The recent March for Politics Science cast aspersion on their political opponents as “anti-science.” So did opponents of President George W. Bush’s embryonic stem cell funding policy. So have many others for many years as a way of prevailing in ethical or political disputes, including against yours truly. 

In actuality, the “anti-science” slur hurts science far more than most of the beliefs and/or activities of those branded with the epithet. And now the journal Nature has urged the anti-science slingers in an editorial to cool it. From, “Beware the Anti-Science Label:”
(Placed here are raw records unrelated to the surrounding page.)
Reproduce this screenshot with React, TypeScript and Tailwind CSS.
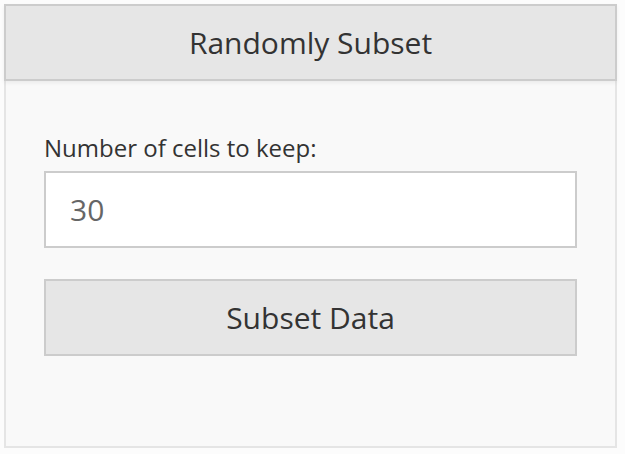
import React, { useState } from "react";

const App: React.FC = () => {
  const [count, setCount] = useState("30");

  return (
    <div className="min-h-screen bg-[#fcfcfc] pt-[4px] pl-[4px] font-['Open_Sans',sans-serif] text-[#333]">
      <div className="w-[613px]">
        {/* Header */}
        <div className="relative z-10 flex h-[77px] items-center justify-center border-2 border-[#cccccc] bg-[#e6e6e6] shadow-[0_2px_4px_rgba(0,0,0,0.06)]">
          <h2 className="text-[30px]">Randomly Subset</h2>
        </div>

        {/* Body */}
        <div className="flex h-[367px] flex-col border-2 border-t-0 border-[#e5e5e5] bg-[#f9f9f9] px-[38px] pt-[52px]">
          <label className="mb-[9px] text-[24px] leading-[29px]">
            Number of cells to keep:
          </label>

          <input
            type="number"
            value={count}
            onChange={(e) => setCount(e.target.value)}
            className="h-[77px] w-full border-2 border-[#cccccc] bg-white px-[24px] text-[30px] text-[#666] outline-none"
          />

          <button className="mt-[31px] h-[77px] w-full border-2 border-[#cccccc] bg-[#e6e6e6] text-[30px] text-[#333]">
            Subset Data
          </button>
        </div>
      </div>
    </div>
  );
};

export default App;
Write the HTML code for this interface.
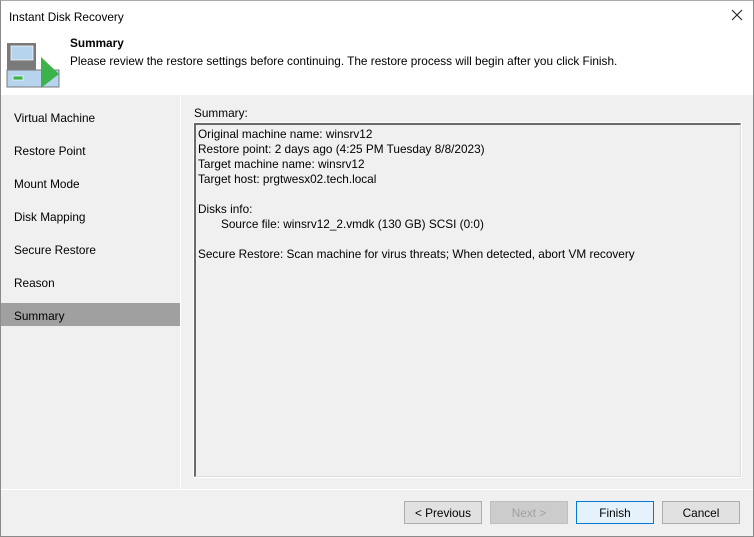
<!DOCTYPE html>
<html><head><style>
*{margin:0;padding:0;box-sizing:border-box}
body{width:754px;height:537px;position:relative;background:#f0f0f0;font-family:"Liberation Sans",sans-serif;font-size:11.8px;color:#000;overflow:hidden}
.abs{position:absolute}
#win{position:absolute;left:0;top:0;width:754px;height:537px;border:1px solid #8a8a8a;border-top:1px solid #aaa}
.nav{position:absolute;left:14px;white-space:nowrap}
.btn{position:absolute;top:501px;width:78px;height:23px;border:1px solid #adadad;background:#e1e1e1;text-align:center;line-height:22px}
</style></head><body>
<div class="abs" style="left:0;top:0;width:754px;height:95px;background:#fff"></div>
<div class="abs" style="left:9px;top:10px">Instant Disk Recovery</div>
<svg class="abs" style="left:730px;top:8px" width="14" height="14"><path d="M2 2L12 12M12 2L2 12" stroke="#222" stroke-width="1.1"/></svg>
<svg class="abs" style="left:6px;top:41px" width="56" height="48">
<rect x="1" y="2" width="29" height="27" fill="#7a7a7a"/>
<rect x="5" y="5" width="22" height="14" fill="#b7d4ee" stroke="#fff" stroke-width="0.7"/>
<rect x="1" y="29" width="52" height="17" fill="#b7d4ee" stroke="#7a7a7a"/>
<rect x="7" y="35" width="10" height="4" fill="#3cb34a" stroke="#fff" stroke-width="0.7"/>
<path d="M35 16L53 33L35 47Z" fill="#3cb34a"/>
</svg>
<div class="abs" style="left:70px;top:36px;font-weight:bold">Summary</div>
<div class="abs" style="left:70px;top:54px">Please review the restore settings before continuing. The restore process will begin after you click Finish.</div>
<div class="abs" style="left:180px;top:95px;width:1px;height:394px;background:#fff"></div>
<div class="abs" style="left:0;top:303px;width:180px;height:23px;background:#a0a0a0"></div>
<div class="nav" style="top:111px">Virtual Machine</div>
<div class="nav" style="top:144px">Restore Point</div>
<div class="nav" style="top:177px">Mount Mode</div>
<div class="nav" style="top:210px">Disk Mapping</div>
<div class="nav" style="top:243px">Secure Restore</div>
<div class="nav" style="top:276px">Reason</div>
<div class="nav" style="top:309px">Summary</div>
<div class="abs" style="left:194px;top:106px">Summary:</div>
<div class="abs" style="left:194px;top:123px;width:547px;height:354px;border-left:2px solid #6a6a6a;border-top:2px solid #6a6a6a;border-right:1px solid #dcdcdc;border-bottom:1px solid #dcdcdc;outline:1px solid #fff"></div>
<div class="abs" style="left:198px;top:127px;line-height:15px;white-space:pre">Original machine name: winsrv12
Restore point: 2 days ago (4:25 PM Tuesday 8/8/2023)
Target machine name: winsrv12
Target host: prgtwesx02.tech.local

Disks info:
<span style="padding-left:23px">Source file: winsrv12_2.vmdk (130 GB) SCSI (0:0)</span>

Secure Restore: Scan machine for virus threats; When detected, abort VM recovery</div>
<div class="abs" style="left:0;top:489px;width:754px;height:1px;background:#fff"></div>
<div class="btn" style="left:404px">&lt; Previous</div>
<div class="btn" style="left:490px;background:#cccccc;border-color:#bfbfbf;color:#a0a0a0">Next &gt;</div>
<div class="btn" style="left:576px;background:#e5f1fb;border-color:#0078d7">Finish</div>
<div class="btn" style="left:662px">Cancel</div>
<div id="win"></div>
</body></html>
True anti-science policies — the early Soviet Union’s suppression of genetics research, for example, and its imprisonment of biologists while trying to revamp agriculture — can wreck lives and threaten progress. But it’s important not to cheapen the term by overusing it. And it’s wrong for researchers and others to smear all political decisions they disagree with as being anti-science. For instance, despite being labelled by many as anti-science, the US Republican Party — for all of its flaws — is not trying to hobble innovation or seeking to dismantle the research enterprise.

More:

Those who claim persecution in their pursuit of science would do well to consider whether the pursuit is as pure as they might wish. Science is ripe with problems: irreproducible results, manipulation of statistics, widespread sexual harassment and gender discrimination, and conflicts — or at least what seem to be conflicts — of financial interest, to name but a few. Stepping back to see how all this comes across to non-scientists could be educational.

It would be nice of the self-appointed defenders of “science” hearkened to this sage advice. But they won’t. 

Correction: An earlier version of this post mistakenly reported that the editorial was in Science. In fact, it appeared in Nature.